De naam Faouët komt van het Bretonse ‘faou’ dat ‘beuk’ betekent. Deze bomen zijn daar nog steeds zeer talrijk. Het stadje dankt zijn oorsprong aan een feodaal kasteel dat inmiddels verdwenen is. Geoffroy du Faouët, een tijdgenoot van Sint-Lodewijk, zou hebben deelgenomen aan de eerste kruistocht in 1095.
Anna van Bretagne verhief de heerschappij van Faouët, die toen toebehoorde aan de familie Boutteville, in 1495 tot de rang van baronie. De Bouttevilles waren grote bouwers aan wie we vooral de kapel van Sainte-Barbe en die van Saint-Fiacre, die een prachtig doksaal herbergt, te danken hebben. De families Goulaine en du Fresnay volgden hen op.

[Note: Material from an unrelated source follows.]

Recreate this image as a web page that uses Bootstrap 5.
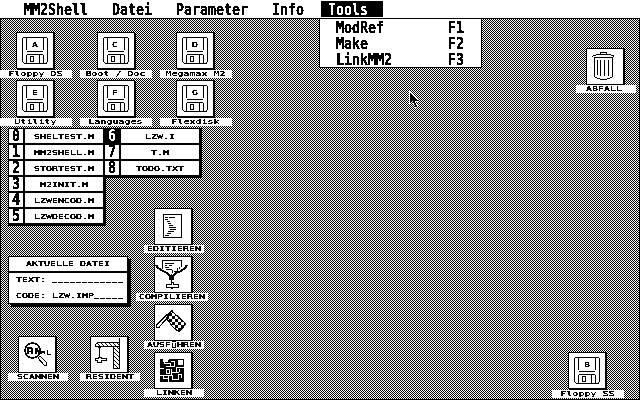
<!DOCTYPE html>
<html lang="de">
<head>
<meta charset="utf-8">
<title>MM2Shell</title>
<link href="https://cdn.jsdelivr.net/npm/bootstrap@5.3.0/dist/css/bootstrap.min.css" rel="stylesheet">
<style>
body{width:640px;height:400px;overflow:hidden;background:#fff;color:#000;font-family:"DejaVu Sans Mono",monospace}
.screen{width:640px;height:400px;filter:url(#mono)}
/* system font, 8x16 cells */
.big{font-weight:700;font-size:13.29px;line-height:15px;white-space:pre}
.big span{display:block;height:15px;transform:translateY(2px) scaleY(1.15);transform-origin:0 12px;-webkit-text-stroke:.15px currentColor}
.menubar{height:18px;padding:1px 0 0 16px;gap:8px}
.menubar .nav-link{height:16px;padding:0 8px;color:#000}
.menubar .nav-link.active{background:#000;color:#fff;margin-left:1px;padding:0 0 0 7px;width:62px}
/* small font, 6x6 cells */
.tiny{font-size:9.967px;line-height:9px;height:8px;white-space:pre}
.tiny>span{display:inline-block;height:9px;vertical-align:top;transform:translateY(-2px) scaleY(.7);transform-origin:0 8px;-webkit-text-stroke:.2px currentColor}
.tiny .blank{font-size:8px;letter-spacing:1.184px;line-height:1px;position:relative;top:-2px}
.tiny .low{display:inline-block;transform:translateY(1.4px) scaleY(1.25);transform-origin:0 8px;-webkit-text-stroke:0}
.desk{height:382px;border:1px solid #000;background:conic-gradient(#fff 25%,#000 0 50%,#fff 0 75%,#000 0) 0 0/2px 2px}
.item{position:absolute}
.tile{width:38px;height:37px;border:1px solid #000;background:#fff;box-shadow:1px 1px 0 #000}
.tile svg{display:block;margin:-1px;fill:none;stroke:#000;shape-rendering:crispEdges}
.tile text{font-size:9.967px;fill:#000;stroke-width:.2px}
.caption{background:#fff;text-align:center;width:60px}
.caption.wide{width:72px}
.tall .tile{margin-bottom:1px}
.tall .caption{padding-right:1px}
.drop{position:absolute;left:319px;top:18px;width:163px;height:50px;border:1px solid #000;background:#fff;padding:0 17px 0 16px}
.drop .choice{height:16px}
.files{position:absolute;background:#000;padding:1px 3px 3px 1px;gap:2px}
.files .entry{gap:2px;height:14px}
.files .key{width:14px;height:14px;background:#fff;padding-left:3px}
.files .key span{transform:scaleY(1.15)}
.files .name{width:78px;height:14px;background:#fff;padding-top:4px;text-align:center}
.files .key.sel{background:#000;color:#fff}
.panel{position:absolute;left:8px;top:256px;width:120px;height:48px;background:#fff;border:1px solid #000;box-shadow:3px 3px 0 #000}
.panel .head{height:16px;border-bottom:2px solid #000;padding:3px 0 0;text-align:center}
.panel .fields{padding:3px 0 0 7px;gap:8px}
.pointer{position:absolute;left:409px;top:91px}
</style>
<script src="https://cdn.jsdelivr.net/npm/bootstrap@5.3.0/dist/js/bootstrap.bundle.min.js"></script>
</head>
<body>
<svg width="0" height="0" class="position-absolute">
<defs>
<!-- one-bit display: every channel is either off or on -->
<filter id="mono" x="0" y="0" width="1" height="1" color-interpolation-filters="sRGB"><feComponentTransfer><feFuncR type="discrete" tableValues="0 0 0 1 1"/><feFuncG type="discrete" tableValues="0 0 0 1 1"/><feFuncB type="discrete" tableValues="0 0 0 1 1"/></feComponentTransfer></filter>
<symbol id="disk" viewBox="0 0 38 37"><path d="M7 5.500H31M6.500 6V30M31.500 6V30M7 30.500H8M8 31.500H31M30.500 30V31"/><path d="M10.500 6V18M11 19.500H27M27.500 6V18M10.500 23V31M11 22.500H27M27.500 23V31M23.500 23V31M14.500 24.500H17.500V29.500H14.500Z"/></symbol>
<pattern id="check" width="6" height="6" patternUnits="userSpaceOnUse"><path fill="#000" stroke="none" d="M0 0h3v3h-3zM3 3h3v3h-3z"/></pattern>
<pattern id="dots" width="4" height="4" patternUnits="userSpaceOnUse"><path fill="#000" stroke="none" d="M0 0h1v1h-1zM2 2h1v1h-1zM1 1h1v1h-1zM3 3h1v1h-1z"/></pattern>
</defs>
</svg>
<div class="screen position-relative">
<nav class="menubar big d-flex bg-white">
<a class="nav-link"><span>MM2Shell</span></a><a class="nav-link"><span>Datei</span></a><a class="nav-link"><span>Parameter</span></a><a class="nav-link"><span>Info</span></a><a class="nav-link active"><span>Tools</span></a>
</nav>
<main class="desk">
<div class="item tall" style="left:0;top:32px"><div class="tile" style="margin-left:16px"><svg width="38" height="37"><use href="#disk"/><text transform="translate(16 15) scale(1 .7)">A</text></svg></div><div class="caption wide tiny"><span>Floppy DS</span></div></div>
<div class="item tall" style="left:80px;top:32px"><div class="tile" style="margin-left:17px"><svg width="38" height="37"><use href="#disk"/><text transform="translate(15 15) scale(1 .7)">C</text></svg></div><div class="caption wide tiny"><span>Boot / Doc</span></div></div>
<div class="item tall" style="left:160px;top:32px"><div class="tile" style="margin-left:16px"><svg width="38" height="37"><use href="#disk"/><text transform="translate(16 15) scale(1 .7)">D</text></svg></div><div class="caption wide tiny"><span>Megamax M2</span></div></div>
<div class="item tall" style="left:0;top:80px"><div class="tile" style="margin-left:16px"><svg width="38" height="37"><use href="#disk"/><text transform="translate(16 15) scale(1 .7)">E</text></svg></div><div class="caption wide tiny"><span>Utility</span></div></div>
<div class="item tall" style="left:80px;top:80px"><div class="tile" style="margin-left:17px"><svg width="38" height="37"><use href="#disk"/><text transform="translate(15 15) scale(1 .7)">F</text></svg></div><div class="caption wide tiny"><span>Languages</span></div></div>
<div class="item tall" style="left:160px;top:80px"><div class="tile" style="margin-left:16px"><svg width="38" height="37"><use href="#disk"/><text transform="translate(16 15) scale(1 .7)">G</text></svg></div><div class="caption wide tiny"><span>Flexdisk</span></div></div>
<div class="item tall" style="left:552px;top:352px"><div class="tile" style="margin-left:16px"><svg width="38" height="37"><use href="#disk"/><text transform="translate(16 15) scale(1 .7)">B</text></svg></div><div class="caption wide tiny"><span>Floppy SS</span></div></div>

<div class="item" style="left:576px;top:48px"><div class="tile" style="margin-left:10px"><svg width="38" height="37"><path d="M14.500 7V4.500H20.500V7M10 6.500H25M7 7.500H10M25 7.500H28M6 8.500H7M27 8.500H28M8 9.500H27M8.500 10V29M26.500 10V29M9 29.500H11M24 29.500H26M11 30.500H14M21 30.500H24M14 31.500H21M11.500 12V27M14.500 12V28M18.500 12V28M22.500 12V28"/></svg></div><div class="caption tiny pe-1"><span>ABFALL</span></div></div>

<div class="item" style="left:144px;top:208px"><div class="tile" style="margin-left:10px"><svg width="38" height="37"><path d="M9.500 6.500H27.500V29.500H9.500ZM11 9.500H14M15 9.500H21M11 11.500H14M13 13.500H16M14 15.500H17M15 17.500H19M15 19.500H22M16 21.500H22M14 23.500H20M13 25.500H17M11 27.500H15"/></svg></div><div class="caption tiny"><span>EDITIEREN</span></div></div>

<div class="item" style="left:136px;top:256px"><div class="tile" style="margin-left:18px"><svg width="38" height="37"><path d="M8.500 13V4.500H27.500V11M11 7.500H20M11 9.500H13M15 9.500H18M11 11.500H15M12 13.500H18M25.500 11V13M23.500 12V15M20 15.500H23M18.500 14V17"/><path stroke-width="2" d="M2 9L4 12L9 15L13 17L16 20V24M33 9L31 12L27 15L22 17L19 20V24"/><path d="M17.500 18V26M12 28.500H17V26.500H19V28.500H24V31.500H18M12.500 28V32M12 31.500H17V32.500H19"/></svg></div><div class="caption wide tiny"><span>COMPILIEREN</span></div></div>

<div class="item" style="left:144px;top:304px"><div class="tile" style="margin-left:10px"><svg width="38" height="37"><path fill="url(#check)" d="M18 7L32 20L25 28L19 23L12 14Z"/><path d="M18.500 6L2.500 21V23.500H5L17 9"/><path d="M18 6L3 20M17 10L5 23"/></svg></div><div class="caption tiny"><span>AUSF<span class="low">ü</span>HREN</span></div></div>

<div class="item" style="left:144px;top:352px"><div class="tile" style="margin-left:10px"><svg width="38" height="37"><path fill="#000" stroke="none" d="M6 7H30V30H6Z"/><path stroke="#fff" d="M9 7.500H15M10.500 8V11M10 11.500H17M16.500 11V15M12 14.500H20M20.500 9V15M17 9.500H21M22 15.500H30M22.500 15V20M5 16.500H10M12.500 17.500H15.500V21.500H12.500ZM17.500 17V24M17 20.500H25M25.500 17V20M6 23.500H17M9.500 23V27M9 26.500H15M14.500 24V30M18.500 23V27M18 27.500H25M24.500 22V28M24 22.500H28M27.500 22V26"/><path fill="#fff" stroke="none" d="M24 8h5v5h-5zM9 7h5v3h-5z"/></svg></div><div class="caption tiny"><span>LINKEN</span></div></div>

<div class="item" style="left:8px;top:336px"><div class="tile" style="margin-left:10px"><svg width="38" height="37"><circle cx="14.500" cy="14.500" r="7.500" stroke-width="1.500"/><path stroke-width="2" d="M10 18V13M9 12H14M14 12V18M18 18V12M18 12L22 18M22 18V12"/><path d="M10 15.500H14M23.500 18V15.500H26.500V18M23 16.500H27M29.500 14V18.500H33M20 22L26 29H28.500V26.500L22 20ZM19 20L21 22"/></svg></div><div class="caption tiny"><span>SCANNEN</span></div></div>

<div class="item" style="left:80px;top:336px"><div class="tile" style="margin-left:10px"><svg width="38" height="37"><path fill="url(#dots)" d="M7.500 6.500H29.500V32.500H23.500V10.500H5.500V8.500Z"/><path d="M29.500 2V7M23 10.500H30M8 11.500H11M9.500 11V21M5.500 22.500H8.500V21.500H11.500V22.500H16.500V24.500H11.500V26.500H7.500V24.500H5.500Z"/></svg></div><div class="caption tiny"><span>RESIDENT</span></div></div>

<div class="files d-flex flex-column" style="left:8px;top:128px">
<div class="entry d-flex"><div class="key big"><span>0</span></div><div class="name tiny"><span>SHELTEST.M</span></div></div>
<div class="entry d-flex"><div class="key big"><span>1</span></div><div class="name tiny"><span>MM2SHELL.M</span></div></div>
<div class="entry d-flex"><div class="key big"><span>2</span></div><div class="name tiny"><span>STORTEST.M</span></div></div>
<div class="entry d-flex"><div class="key big"><span>3</span></div><div class="name tiny"><span>M2INIT.M</span></div></div>
<div class="entry d-flex"><div class="key big"><span>4</span></div><div class="name tiny"><span>LZWENCOD.M</span></div></div>
<div class="entry d-flex"><div class="key big"><span>5</span></div><div class="name tiny"><span>LZWDECOD.M</span></div></div>
</div>
<div class="files d-flex flex-column" style="left:104px;top:128px">
<div class="entry d-flex"><div class="key sel big"><span>6</span></div><div class="name tiny"><span>LZW.I</span></div></div>
<div class="entry d-flex"><div class="key big"><span>7</span></div><div class="name tiny"><span>T.M</span></div></div>
<div class="entry d-flex"><div class="key big"><span>8</span></div><div class="name tiny"><span>TODO.TXT</span></div></div>
</div>

<section class="panel">
<div class="head"><div class="tiny"><span>AKTUELLE DATEI</span></div></div>
<div class="fields d-flex flex-column"><div class="tiny"><span>TEXT: <span class="blank">____________</span></span></div><div class="tiny"><span>CODE: LZW.IMP<span class="blank">_____</span></span></div></div>
</section>

<div class="drop big d-flex flex-column">
<div class="choice d-flex justify-content-between"><span>ModRef</span><span>F1</span></div>
<div class="choice d-flex justify-content-between"><span>Make</span><span>F2</span></div>
<div class="choice d-flex justify-content-between"><span>LinkMM2</span><span>F3</span></div>
</div>
<svg class="pointer" width="12" height="18"><path fill="#000" stroke="#fff" stroke-width="1" d="M.5 .5V13.500L3.500 10.500L6.500 16.500L8.500 15.500L6.500 10.500H10Z"/></svg>
</main>
</div>
</body>
</html>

In de 18e eeuw raakte Le Faouët enorm geagiteerd door de escapades van Marie-Louise Tromel, beter bekend onder de naam Marion du Faouët. Deze beroemde bendeleider plunderde ongeveer vijftien jaar lang de hele regio met de hulp van haar bandieten voordat ze werd gearresteerd en opgehangen.
Vanaf het midden van de 19e eeuw was het de rustigere aanwezigheid van schilders die de stad kenmerkte. Aan het begin van de 20e eeuw verbleven of vestigden nog meer van hen zich in Faouët, waarvan ze het rijke erfgoed vereeuwigden, waaronder de oude markthallen uit 1542, waar twee keer per maand de markt wordt gehouden.